On the third day, the count stalls at 97%, and the C1-C2 differential reaches a minimum at 0.1%. A major New York City newspaper walks back it’s prediction of 99% victory for candidate C1 over C2. A popular Bayesian pollster then drops candidate C4 from the overall lead while raising C2 to 50% nationwide electability. Candidate C2 declares victory and begins to move on, yet some important questions remain to be answered. Q. Do the data samples up to 97% reporting obey the central limit theorem? Why or why not? Q. If these percentages (as reported by major news outlets )do not reflect a particular candidate’s chance of election, who should take responsibility for misinforming the public? —Brad
On Feb 5, 2020, at 8:54 PM, Brad Klee <bradklee@gmail.com> wrote:
As the tallying continues well into the next day, the total finally reaches 85%, with candidate C1 and C2 separated by a differential of 2.3%, and the next candidate C3 down 5-10% from C2.
Concerned citizens discover an unfair tally of nearly 500 votes detracting from the total of candidate C2. Thereafter, the committee announces a "minor correction" of 0.9%, and the 86% subtotals have a C1-C2 differential of 1.2%.
As time goes on, the C1-C2 differential continues to decrease, from 1.2% to 0.9% after 92% reporting.

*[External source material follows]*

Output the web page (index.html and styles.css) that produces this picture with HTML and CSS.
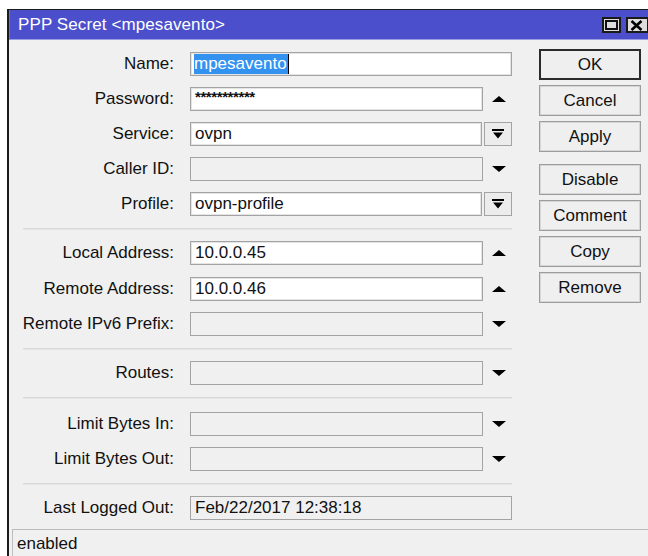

Q. Can major news outlets reasonably declare a winner between candidates C1 and C2?
--Brad
PS Here is the Wiki Page: https://en.wikipedia.org/wiki/Iowa_Assessments
On Tue, Feb 4, 2020 at 4:53 PM Brad Klee <bradklee@gmail.com> wrote:
Did anyone else have to take these tests as a kid? There was no real reward for doing well, but if you fail, you get labeled as "not-up-to-standard". I can't remember any of their problems, but thought of something else today:
An election has five candidates finish with double-digit percentages, though, all less than 30%. After about 20 hours, the committee assigned to count votes decides at first to announce only 62% of all results.
Define an "exclusion scenario" as a set C_1, C_2, ..., C_n of candidates who are announced to have zero percent support on a fair tally of the 62% subset.
How many different exclusion scenarios are possible when allowing for any 62% subset? Is it possible to completely exclude the overall winner?
I think this can be solved using standard combinatorics, but I am wondering if anyone would understand the implications.